Leaving out every picture, quote the data below exactly as it appears.

★ ★ ★

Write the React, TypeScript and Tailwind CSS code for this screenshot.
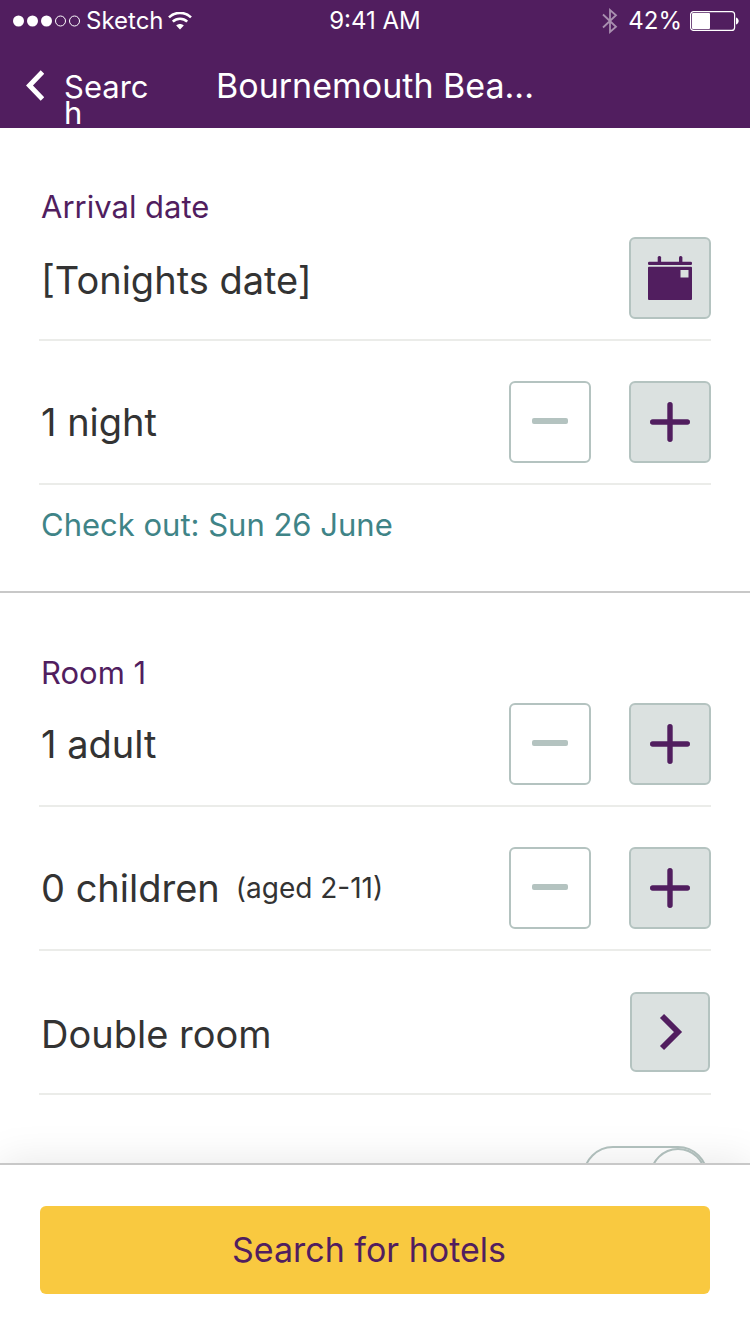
import { useState } from 'react';
import type { ReactNode } from 'react';

interface StepperRowProps {
  label: (value: number) => string;
  note?: string;
  name: string;
  min: number;
  first?: boolean;
}

function StatusBar() {
  return (
    <div className="grid h-10 grid-cols-3 items-center px-3 pt-0.5 text-[24px] leading-7">
      <div className="flex items-center gap-1">
        <svg className="h-3 w-[70px] shrink-0" viewBox="0 0 70 12" fill="none">
          <circle cx="6.5" cy="6" r="5.5" fill="white" />
          <circle cx="20.5" cy="6" r="5.5" fill="white" />
          <circle cx="34.5" cy="6" r="5.5" fill="white" />
          <circle cx="48.5" cy="6" r="5" stroke="white" />
          <circle cx="62.5" cy="6" r="5" stroke="white" />
        </svg>
        <span>Sketch</span>
        <svg className="h-[18px] w-6 shrink-0" viewBox="0 0 24 18" fill="none" stroke="white" strokeWidth="2.6">
          <path d="M1 5.4C7.3-.6 16.7-.6 23 5.4" />
          <path d="M4.8 9.6c4.1-3.9 10.3-3.9 14.4 0" />
          <path d="M8.2 13.4c2.2-2 5.4-2 7.6 0L12 17.4z" fill="white" stroke="none" />
        </svg>
      </div>
      <span className="text-center">9:41 AM</span>
      <div className="flex items-center justify-end gap-2">
        <svg className="mr-0.5 h-[26px] w-4" viewBox="0 0 16 26" fill="none" stroke="white" strokeWidth="1.8" opacity="0.5">
          <path d="M1 6.5L14 18.8L8 24V2l6 5.2L1 19.5" />
        </svg>
        <span>42%</span>
        <svg className="-mr-px h-5 w-[49px]" viewBox="0 0 49 20" fill="none">
          <rect x="0.6" y="0.6" width="44" height="18.8" rx="3" stroke="white" strokeWidth="1.2" />
          <rect x="2" y="2" width="18" height="16" rx="1" fill="white" />
          <path d="M46 6.5c3.6 1.3 3.6 5.7 0 7z" fill="white" />
        </svg>
      </div>
    </div>
  );
}

function Row({ children, first }: { children: ReactNode; first?: boolean }) {
  return (
    <div className={`border-b-2 border-[#ebece9] pb-5 ${first ? 'pt-3' : 'pt-10'}`}>
      <div className="flex h-[82px] items-center gap-8 pl-0.5">{children}</div>
    </div>
  );
}

function StepperRow({ label, note, name, min, first }: StepperRowProps) {
  const [value, setValue] = useState(min);

  return (
    <Row first={first}>
      <div className="flex flex-1 items-center gap-4">
        <span className="text-[38px] leading-12">{label(value)}</span>
        {note && <span className="text-[28px] leading-8">{note}</span>}
      </div>
      <div className="flex gap-[38px]">
        <button
          type="button"
          aria-label={`Fewer ${name}`}
          disabled={value === min}
          onClick={() => setValue(value - 1)}
          className="flex size-[82px] items-center justify-center rounded-md border-2 border-[#b4c3c0] bg-white"
        >
          <svg className="size-10" viewBox="0 0 40 40">
            <rect x="2" y="16" width="36" height="6" rx="2" fill="#b4c3c0" />
          </svg>
        </button>
        <button
          type="button"
          aria-label={`More ${name}`}
          onClick={() => setValue(value + 1)}
          className="flex size-[82px] items-center justify-center rounded-md border-2 border-[#b4c3c0] bg-[#dbe1e0]"
        >
          <svg className="size-10" viewBox="0 0 40 40" stroke="#511e5f" strokeWidth="5.4" strokeLinecap="round">
            <path d="M20 2.7V37.3M2.7 20H37.3" />
          </svg>
        </button>
      </div>
    </Row>
  );
}

export default function App() {
  return (
    <div className="flex h-screen flex-col bg-white font-['Inter',sans-serif] text-[#333333]">
      <header className="shrink-0 bg-[#511e5f] text-white">
        <StatusBar />
        <nav className="grid h-[88px] grid-cols-[1fr_auto_1fr] px-6">
          <a href="#search" className="flex items-start gap-5 pt-[34px] text-[31px] leading-[26px]">
            <svg className="-mt-1 h-8 w-5 shrink-0" viewBox="0 0 20 32" fill="none" stroke="white" strokeWidth="5">
              <path d="M18.5 2L5.5 15.5L18.5 29" />
            </svg>
            <span className="w-[86px] break-all">Search</span>
          </a>
          <h1 className="pt-6 text-[34px] leading-11">Bournemouth Bea...</h1>
        </nav>
      </header>

      <main className="min-h-0 flex-1 overflow-y-auto [scrollbar-width:none]">
        <section className="border-b-2 border-[#c8c8c8] px-[39px] pt-[61px] pb-[26px]">
          <h2 className="pl-0.5 text-[31px] leading-9 text-[#511e5f]">Arrival date</h2>
          <Row first>
            <span className="flex-1 pt-1 text-[38px] leading-12">[Tonights date]</span>
            <button
              type="button"
              aria-label="Choose arrival date"
              className="flex size-[82px] items-center justify-center rounded-md border-2 border-[#b4c3c0] bg-[#dbe1e0]"
            >
              <svg className="size-11" viewBox="0 0 44 44" fill="#511e5f">
                <rect x="9.7" y="0" width="3.4" height="8" rx="1.5" />
                <rect x="31" y="0" width="3.4" height="8" rx="1.5" />
                <rect x="0" y="5.8" width="44" height="3.2" rx="1.2" />
                <path d="M1 10.8h42a1 1 0 0 1 1 1V43a1 1 0 0 1-1 1H1a1 1 0 0 1-1-1V11.800a1 1 0 0 1 1-1zM32.500 14v7.500h8V14z" fillRule="evenodd" />
              </svg>
            </button>
          </Row>
          <StepperRow name="nights" min={1} label={(n) => (n === 1 ? '1 night' : `${n} nights`)} />
          <p className="flex h-20 items-center pl-0.5 text-[31px] leading-9 text-[#3f8487]">Check out: Sun 26 June</p>
        </section>

        <section className="px-[39px] pt-[62px]">
          <h2 className="pl-0.5 text-[31px] leading-9 text-[#511e5f]">Room 1</h2>
          <StepperRow first name="adults" min={1} label={(n) => (n === 1 ? '1 adult' : `${n} adults`)} />
          <StepperRow name="children" min={0} label={(n) => (n === 1 ? '1 child' : `${n} children`)} note="(aged 2-11)" />
          <Row>
            <span className="flex-1 pt-1 text-[38px] leading-12">Double room</span>
            <button
              type="button"
              aria-label="Change room type"
              className="mr-px flex size-20 items-center justify-center rounded-md border-2 border-[#b4c3c0] bg-[#dbe1e0]"
            >
              <svg className="size-10" viewBox="0 0 40 40" fill="none" stroke="#511e5f" strokeWidth="5.8">
                <path d="M12 4L28 20L12 36" />
              </svg>
            </button>
          </Row>
          <Row>
            <input
              type="checkbox"
              role="switch"
              aria-label="Room option"
              defaultChecked
              className="mr-[3px] ml-auto flex h-[60px] w-[125px] appearance-none rounded-full border-2 border-[#b4c3c0] before:size-14 before:rounded-full before:border-2 before:border-[#b4c3c0] before:content-[''] checked:before:ml-auto"
            />
          </Row>
        </section>
      </main>

      <footer className="relative z-10 shrink-0 border-t-2 border-[#c8c8c8] bg-white px-10 pt-[41px] pb-10 shadow-[0_0_40px_rgba(0,0,0,0.1)]">
        <button type="submit" className="h-22 w-full rounded-md bg-[#f9c940] pr-3 text-[34px] leading-11 text-[#511e5f]">
          Search for hotels
        </button>
      </footer>
    </div>
  );
}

★ ★ ★

**ANSWER TO THIS EXERCISE**
Write the React, TypeScript and Tailwind CSS code for this screenshot.
import { useState } from 'react';
import type { ReactNode } from 'react';

interface StepperRowProps {
  label: (value: number) => string;
  note?: string;
  name: string;
  min: number;
  first?: boolean;
}

function StatusBar() {
  return (
    <div className="grid h-10 grid-cols-3 items-center px-3 pt-0.5 text-[24px] leading-7">
      <div className="flex items-center gap-1">
        <svg className="h-3 w-[70px] shrink-0" viewBox="0 0 70 12" fill="none">
          <circle cx="6.5" cy="6" r="5.5" fill="white" />
          <circle cx="20.5" cy="6" r="5.5" fill="white" />
          <circle cx="34.5" cy="6" r="5.5" fill="white" />
          <circle cx="48.5" cy="6" r="5" stroke="white" />
          <circle cx="62.5" cy="6" r="5" stroke="white" />
        </svg>
        <span>Sketch</span>
        <svg className="h-[18px] w-6 shrink-0" viewBox="0 0 24 18" fill="none" stroke="white" strokeWidth="2.6">
          <path d="M1 5.4C7.3-.6 16.7-.6 23 5.4" />
          <path d="M4.8 9.6c4.1-3.9 10.3-3.9 14.4 0" />
          <path d="M8.2 13.4c2.2-2 5.4-2 7.6 0L12 17.4z" fill="white" stroke="none" />
        </svg>
      </div>
      <span className="text-center">9:41 AM</span>
      <div className="flex items-center justify-end gap-2">
        <svg className="mr-0.5 h-[26px] w-4" viewBox="0 0 16 26" fill="none" stroke="white" strokeWidth="1.8" opacity="0.5">
          <path d="M1 6.5L14 18.8L8 24V2l6 5.2L1 19.5" />
        </svg>
        <span>42%</span>
        <svg className="-mr-px h-5 w-[49px]" viewBox="0 0 49 20" fill="none">
          <rect x="0.6" y="0.6" width="44" height="18.8" rx="3" stroke="white" strokeWidth="1.2" />
          <rect x="2" y="2" width="18" height="16" rx="1" fill="white" />
          <path d="M46 6.5c3.6 1.3 3.6 5.7 0 7z" fill="white" />
        </svg>
      </div>
    </div>
  );
}

function Row({ children, first }: { children: ReactNode; first?: boolean }) {
  return (
    <div className={`border-b-2 border-[#ebece9] pb-5 ${first ? 'pt-3' : 'pt-10'}`}>
      <div className="flex h-[82px] items-center gap-8 pl-0.5">{children}</div>
    </div>
  );
}

function StepperRow({ label, note, name, min, first }: StepperRowProps) {
  const [value, setValue] = useState(min);

  return (
    <Row first={first}>
      <div className="flex flex-1 items-center gap-4">
        <span className="text-[38px] leading-12">{label(value)}</span>
        {note && <span className="text-[28px] leading-8">{note}</span>}
      </div>
      <div className="flex gap-[38px]">
        <button
          type="button"
          aria-label={`Fewer ${name}`}
          disabled={value === min}
          onClick={() => setValue(value - 1)}
          className="flex size-[82px] items-center justify-center rounded-md border-2 border-[#b4c3c0] bg-white"
        >
          <svg className="size-10" viewBox="0 0 40 40">
            <rect x="2" y="16" width="36" height="6" rx="2" fill="#b4c3c0" />
          </svg>
        </button>
        <button
          type="button"
          aria-label={`More ${name}`}
          onClick={() => setValue(value + 1)}
          className="flex size-[82px] items-center justify-center rounded-md border-2 border-[#b4c3c0] bg-[#dbe1e0]"
        >
          <svg className="size-10" viewBox="0 0 40 40" stroke="#511e5f" strokeWidth="5.4" strokeLinecap="round">
            <path d="M20 2.7V37.3M2.7 20H37.3" />
          </svg>
        </button>
      </div>
    </Row>
  );
}

export default function App() {
  return (
    <div className="flex h-screen flex-col bg-white font-['Inter',sans-serif] text-[#333333]">
      <header className="shrink-0 bg-[#511e5f] text-white">
        <StatusBar />
        <nav className="grid h-[88px] grid-cols-[1fr_auto_1fr] px-6">
          <a href="#search" className="flex items-start gap-5 pt-[34px] text-[31px] leading-[26px]">
            <svg className="-mt-1 h-8 w-5 shrink-0" viewBox="0 0 20 32" fill="none" stroke="white" strokeWidth="5">
              <path d="M18.5 2L5.5 15.5L18.5 29" />
            </svg>
            <span className="w-[86px] break-all">Search</span>
          </a>
          <h1 className="pt-6 text-[34px] leading-11">Bournemouth Bea...</h1>
        </nav>
      </header>

      <main className="min-h-0 flex-1 overflow-y-auto [scrollbar-width:none]">
        <section className="border-b-2 border-[#c8c8c8] px-[39px] pt-[61px] pb-[26px]">
          <h2 className="pl-0.5 text-[31px] leading-9 text-[#511e5f]">Arrival date</h2>
          <Row first>
            <span className="flex-1 pt-1 text-[38px] leading-12">[Tonights date]</span>
            <button
              type="button"
              aria-label="Choose arrival date"
              className="flex size-[82px] items-center justify-center rounded-md border-2 border-[#b4c3c0] bg-[#dbe1e0]"
            >
              <svg className="size-11" viewBox="0 0 44 44" fill="#511e5f">
                <rect x="9.7" y="0" width="3.4" height="8" rx="1.5" />
                <rect x="31" y="0" width="3.4" height="8" rx="1.5" />
                <rect x="0" y="5.8" width="44" height="3.2" rx="1.2" />
                <path d="M1 10.8h42a1 1 0 0 1 1 1V43a1 1 0 0 1-1 1H1a1 1 0 0 1-1-1V11.800a1 1 0 0 1 1-1zM32.500 14v7.500h8V14z" fillRule="evenodd" />
              </svg>
            </button>
          </Row>
          <StepperRow name="nights" min={1} label={(n) => (n === 1 ? '1 night' : `${n} nights`)} />
          <p className="flex h-20 items-center pl-0.5 text-[31px] leading-9 text-[#3f8487]">Check out: Sun 26 June</p>
        </section>

        <section className="px-[39px] pt-[62px]">
          <h2 className="pl-0.5 text-[31px] leading-9 text-[#511e5f]">Room 1</h2>
          <StepperRow first name="adults" min={1} label={(n) => (n === 1 ? '1 adult' : `${n} adults`)} />
          <StepperRow name="children" min={0} label={(n) => (n === 1 ? '1 child' : `${n} children`)} note="(aged 2-11)" />
          <Row>
            <span className="flex-1 pt-1 text-[38px] leading-12">Double room</span>
            <button
              type="button"
              aria-label="Change room type"
              className="mr-px flex size-20 items-center justify-center rounded-md border-2 border-[#b4c3c0] bg-[#dbe1e0]"
            >
              <svg className="size-10" viewBox="0 0 40 40" fill="none" stroke="#511e5f" strokeWidth="5.8">
                <path d="M12 4L28 20L12 36" />
              </svg>
            </button>
          </Row>
          <Row>
            <input
              type="checkbox"
              role="switch"
              aria-label="Room option"
              defaultChecked
              className="mr-[3px] ml-auto flex h-[60px] w-[125px] appearance-none rounded-full border-2 border-[#b4c3c0] before:size-14 before:rounded-full before:border-2 before:border-[#b4c3c0] before:content-[''] checked:before:ml-auto"
            />
          </Row>
        </section>
      </main>

      <footer className="relative z-10 shrink-0 border-t-2 border-[#c8c8c8] bg-white px-10 pt-[41px] pb-10 shadow-[0_0_40px_rgba(0,0,0,0.1)]">
        <button type="submit" className="h-22 w-full rounded-md bg-[#f9c940] pr-3 text-[34px] leading-11 text-[#511e5f]">
          Search for hotels
        </button>
      </footer>
    </div>
  );
}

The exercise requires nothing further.